Il teatro di Marco Paolini
Questa sera tocca a Marco Paolini percorrere le "Strade maestre" di Koreja al Teatro Paisiello di Lecce: "Aprile 74 e 5" è il titolo dello spettacolo, il quarto della serie "Album" iniziata dieci anni fa con "Adriatico".
Paolini torna, quindi, sulle nostre scene con Nicola, Gianvittorio, Ciccio ecc., gli stessi personaggi con i quali si è ritagliato uno spazio del tutto personale reinventando un teatro fatto di racconti, autobiografici e non; patrimonio generazionale condivisibile da tutti quando si intreccia con la Storia, con gli avvenimenti che hanno segnato l'Italia degli ultimi trent'anni.
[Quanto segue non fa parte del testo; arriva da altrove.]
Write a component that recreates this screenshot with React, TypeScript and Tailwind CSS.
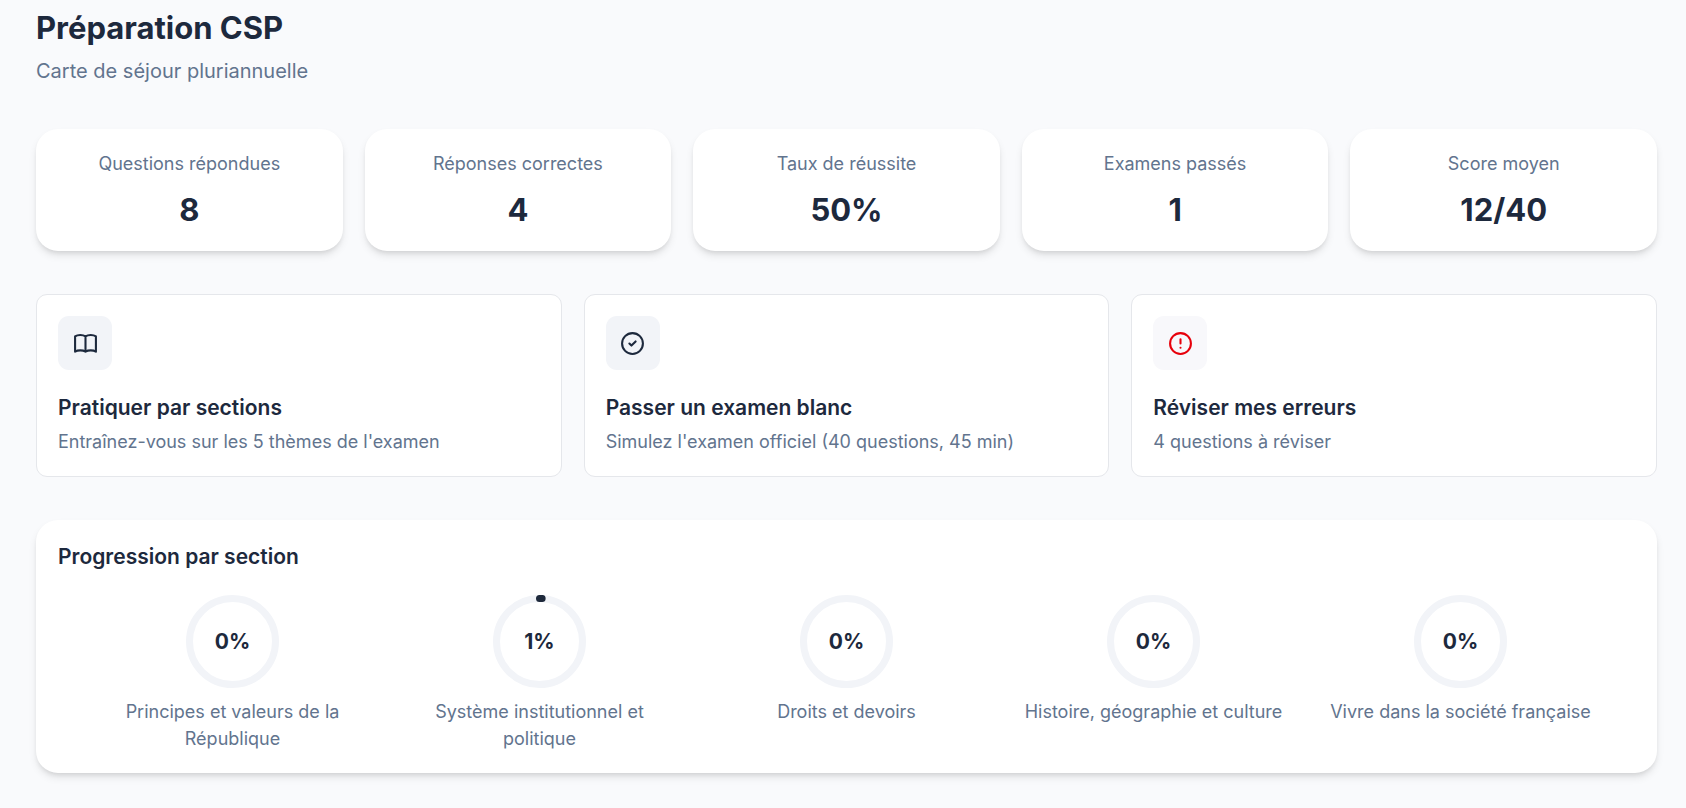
import type { ReactNode } from 'react'

const stats = [
  { label: 'Questions répondues', value: '8' },
  { label: 'Réponses correctes', value: '4' },
  { label: 'Taux de réussite', value: '50%' },
  { label: 'Examens passés', value: '1' },
  { label: 'Score moyen', value: '12/40' },
]

const sections = [
  { name: 'Principes et valeurs de la République', percent: 0 },
  { name: 'Système institutionnel et politique', percent: 1 },
  { name: 'Droits et devoirs', percent: 0 },
  { name: 'Histoire, géographie et culture', percent: 0 },
  { name: 'Vivre dans la société française', percent: 0 },
]

function Icon({ children }: { children: ReactNode }) {
  return (
    <svg
      viewBox="0 0 24 24"
      className="size-[25px]"
      fill="none"
      stroke="currentColor"
      strokeWidth="2"
      strokeLinecap="round"
      strokeLinejoin="round"
      aria-hidden="true"
    >
      {children}
    </svg>
  )
}

const actions = [
  {
    title: 'Pratiquer par sections',
    detail: "Entraînez-vous sur les 5 thèmes de l'examen",
    tone: 'bg-[#f2f4f8] text-slate-800',
    icon: (
      <Icon>
        <path d="M12 5.200C10.700 4.300 9 3.900 7 3.900S3.300 4.300 2 5.200V19.800C3.300 19 5 18.600 7 18.600S10.700 19 12 19.800C13.300 19 15 18.600 17 18.600S20.700 19 22 19.800V5.200C20.700 4.300 19 3.900 17 3.900S13.300 4.300 12 5.200V19.800" />
      </Icon>
    ),
  },
  {
    title: 'Passer un examen blanc',
    detail: "Simulez l'examen officiel (40 questions, 45 min)",
    tone: 'bg-[#f2f4f8] text-slate-800',
    icon: (
      <Icon>
        <circle cx="12" cy="12" r="10" />
        <path d="m9 12 2 2 4-4" />
      </Icon>
    ),
  },
  {
    title: 'Réviser mes erreurs',
    detail: '4 questions à réviser',
    tone: 'bg-[#f8f8fb] text-[#e7000b]',
    icon: (
      <Icon>
        <circle cx="12" cy="12" r="10" />
        <path d="M12 8v4M12 16h.01" />
      </Icon>
    ),
  },
]

const RADIUS = 43
const CIRCUMFERENCE = 2 * Math.PI * RADIUS

function ProgressRing({ percent }: { percent: number }) {
  return (
    <div className="relative size-[93px]">
      <svg viewBox="0 0 93 93" className="size-full -rotate-90" fill="none" strokeWidth="7" aria-hidden="true">
        <circle cx="46.5" cy="46.5" r={RADIUS} stroke="#f2f4f8" />
        {percent > 0 && (
          <circle
            cx="46.5"
            cy="46.5"
            r={RADIUS}
            stroke="#1e293b"
            strokeLinecap="round"
            strokeDasharray={CIRCUMFERENCE}
            strokeDashoffset={CIRCUMFERENCE * (1 - percent / 100)}
          />
        )}
      </svg>
      <span className="absolute inset-0 flex items-center justify-center text-[21px] font-bold">
        {percent}%
      </span>
    </div>
  )
}

export default function App() {
  return (
    <main className="min-h-screen bg-[#f9fafc] pr-[29px] pb-8 pl-9 font-['Inter',sans-serif] text-slate-800">
      <header className="pt-2">
        <h1 className="text-[31px] leading-10 font-bold">Préparation CSP</h1>
        <p className="mt-2 text-[20px] leading-[30px] text-slate-500">Carte de séjour pluriannuelle</p>
      </header>

      <section aria-label="Statistiques" className="mt-[43px] grid grid-cols-5 gap-[22px]">
        {stats.map((stat) => (
          <div
            key={stat.label}
            className="rounded-[22px] bg-white p-[21px] text-center shadow-[0_5px_8px_-1px_rgba(0,0,0,0.1),0_3px_5px_-2px_rgba(0,0,0,0.1)]"
          >
            <p className="text-[18px] leading-7 text-slate-500">{stat.label}</p>
            <p className="mt-3 text-[31px] leading-10 font-bold">{stat.value}</p>
          </div>
        ))}
      </section>

      <nav aria-label="Activités" className="mt-[43px] grid grid-cols-3 gap-[22px]">
        {actions.map((action) => (
          <a
            key={action.title}
            href="#"
            className="rounded-[11px] border border-gray-200 bg-white p-[21px]"
          >
            <div className={`flex size-[54px] items-center justify-center rounded-[11px] ${action.tone}`}>
              {action.icon}
            </div>
            <h2 className="mt-[22px] text-[21px] leading-8 font-semibold">{action.title}</h2>
            <p className="mt-1 text-[18px] leading-[27px] text-slate-500">{action.detail}</p>
          </a>
        ))}
      </nav>

      <section
        aria-labelledby="progress-heading"
        className="mt-[43px] rounded-[22px] bg-white px-[22px] py-[21px] shadow-[0_5px_8px_-1px_rgba(0,0,0,0.1),0_3px_5px_-2px_rgba(0,0,0,0.1)]"
      >
        <h2 id="progress-heading" className="text-[21px] leading-8 font-semibold">
          Progression par section
        </h2>
        <ul className="mt-[22px] grid grid-cols-5 gap-[22px] px-8">
          {sections.map((section) => (
            <li key={section.name} className="flex flex-col items-center">
              <ProgressRing percent={section.percent} />
              <p className="mt-[10px] text-center text-[18px] leading-[27px] text-slate-500">{section.name}</p>
            </li>
          ))}
        </ul>
      </section>
    </main>
  )
}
"Aprile 74 e 5", in particolare, torna sugli "Album" dopo "Il racconto del Vajont", una della esperienze più significative ed emozionanti di Marco Paolini, che ripercorreva in teatro quasi didatticamente (ma col dito ben puntato sulle coscienze) le circostanze di una sciagura sulle cui responsabilità non si è mai fatto luce a sufficienza.
E, del resto, "Aprile" è anche quella pagina di ricordi che rimanda agli anni di piombo, alla strage di Piazza della Loggia e a quella dell'Italicus: Nicola e compagni non sono più i ragazzini di "Tiri in porta" e Don Tarcisio non è più il prete "open mind" che insegna una religione non bigotta che, anzi, è stato sospeso "a divinis" al Vaticano per essersi schierato coi "no" all'abrogazione della legge sul divorzio.
In scena ci sono i fragori delle deflagrazioni (quella della bomba di Brescia è la registrazione originale dell'epoca), e il tramestio del rugby che Nicola gioca insieme agli altri e attraverso cui trasforma la vita in una partita dove c'è da lottare imparando a rispettare gli avversari. E poi ci sono l'onnipresente nebbia (caligo), gli immancabili eskimo (quello di Nicola è blu: l'unico del colore sbagliato in tutta la città), e tanti altri ricordi perché Marco sa bene che alla propria memoria non si deve sfuggire. Il suo stare in scena si nutre proprio di questa necessità, dell'impegno di non disperdere ciò che si è stratificato nelle coscienze e che troppo spesso viene derubricato storicamente perché scomodo, vergognoso. Ma c'è di più. C'è l'ironia, la capacità di rileggere i tic e le nevrosi, di scandagliare gli slogan trasformandoli in versi e, in questo modo, i ricordi diventano teatro che, nel caso di Paolini, non è mai monologo. Anche in "Aprile 74 e 5", come nei precedenti "Album" e in "Vajont", Marco è l'unico in scena (ed è accompagnato dalle musiche di Gaultiero Bertelli, eseguite dal vivo) ma non è da solo: gli si assiepano attorno per cento minuti tutti i personaggi che fluiscono dalla sua mimica. E a mano a mano che il racconto riempie il palcoscenico, i ricordi si caratterizzano, vengono condivisi da chi assiste per trasformarsi, finalmente, in memoria collettiva.